Amendment moved— Page 95, leave out lines 23 to 27.—(Lord Kennet.)

On Question, Amendment agreed to.

Schedule 6, as amended, agreed to.

Schedule 7 [Repeals]:

8.48 p.m.


This is the last Amendment at the end of a fairly gruelling three days' session, and I should not like it to pass, drafting Amendment though it is, without thanking all noble Lords who have spoken on both sides of the Committee, and on no sides, for the unfailing courtesy and wit with which they have expressed their contrasting points of view, and to say that at the end of the day I believe we have improved this Bill. I should like especially to thank the noble Lord, Lord Brooke of Cumnor, for his constructive approach to those Amendments where we were at one, and once again for his kindness and courtesy in presenting those where we were not at one and had the noble Lord, Lord Silsoe, been here, I should have said the same to him. Perhaps it would not be incorrect if I were also to thank both of my colleagues on the Government Front Bench who have helped me out with this enormous series of Amendments. I beg to move drafting Amendment No. 75.

Amendment moved—

Page 97, line 23, column 3, at end insert— ("In Schedule 3, paragraph 1(d). In Schedule 5, in paragraph 7(3), the words from "under the Rent Acts" to "this Act".")—(Lord Kennet.)

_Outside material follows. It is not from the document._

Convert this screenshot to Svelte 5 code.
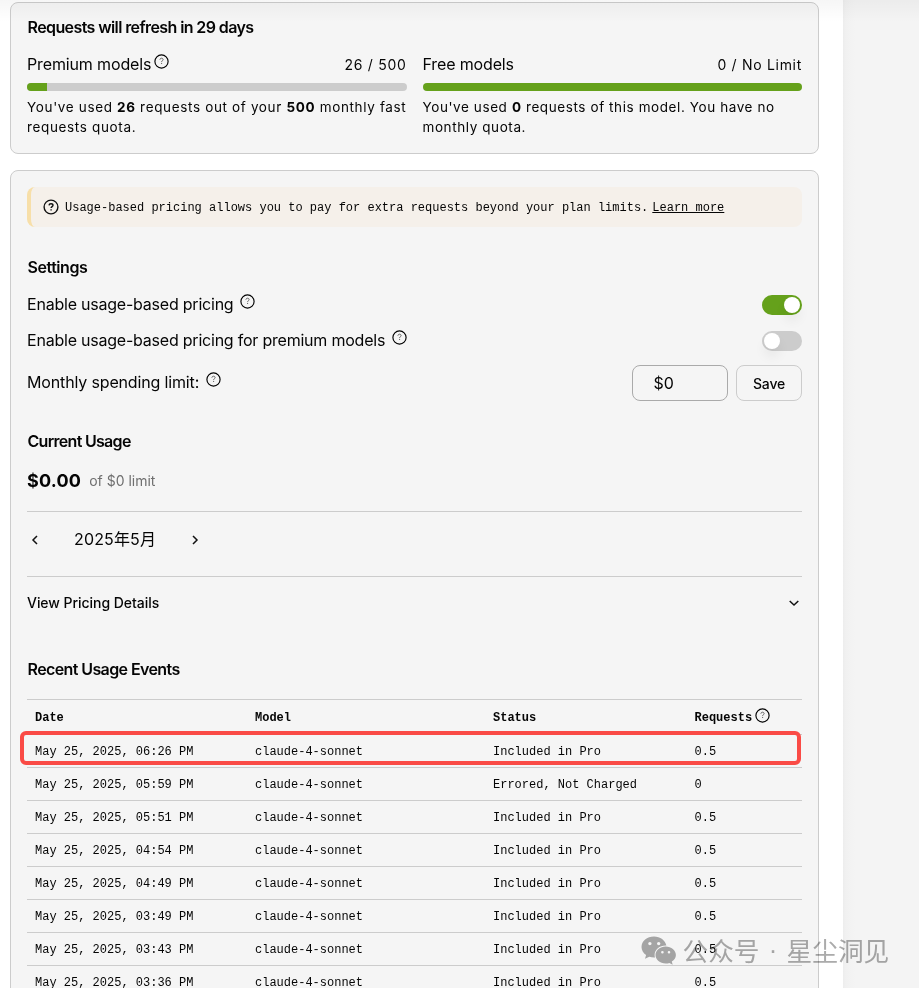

If I am not out of order, I should like to congratulate the noble Lord on his use of the phrase "contrasting points of view". Having said that, I am grateful to him for his remarks. I should like to congratulate him and his colleagues on getting the Bill through Committee, greatly helped in the closing stages, if I may say so, by the happy mood of the noble Earl the Leader of the House. In extending noble Lords' thanks to all concerned, I wonder whether I may also include the Parliamentary draftsmen, for whom I have a profound admiration, for all the thankless work they do behind the scenes in order to enable us to discuss these matters intelligibly at all in Parliament.

On Question, Amendment agreed to.

Schedule 7, as amended, agreed to.

House resumed: Bill reported, with Amendments.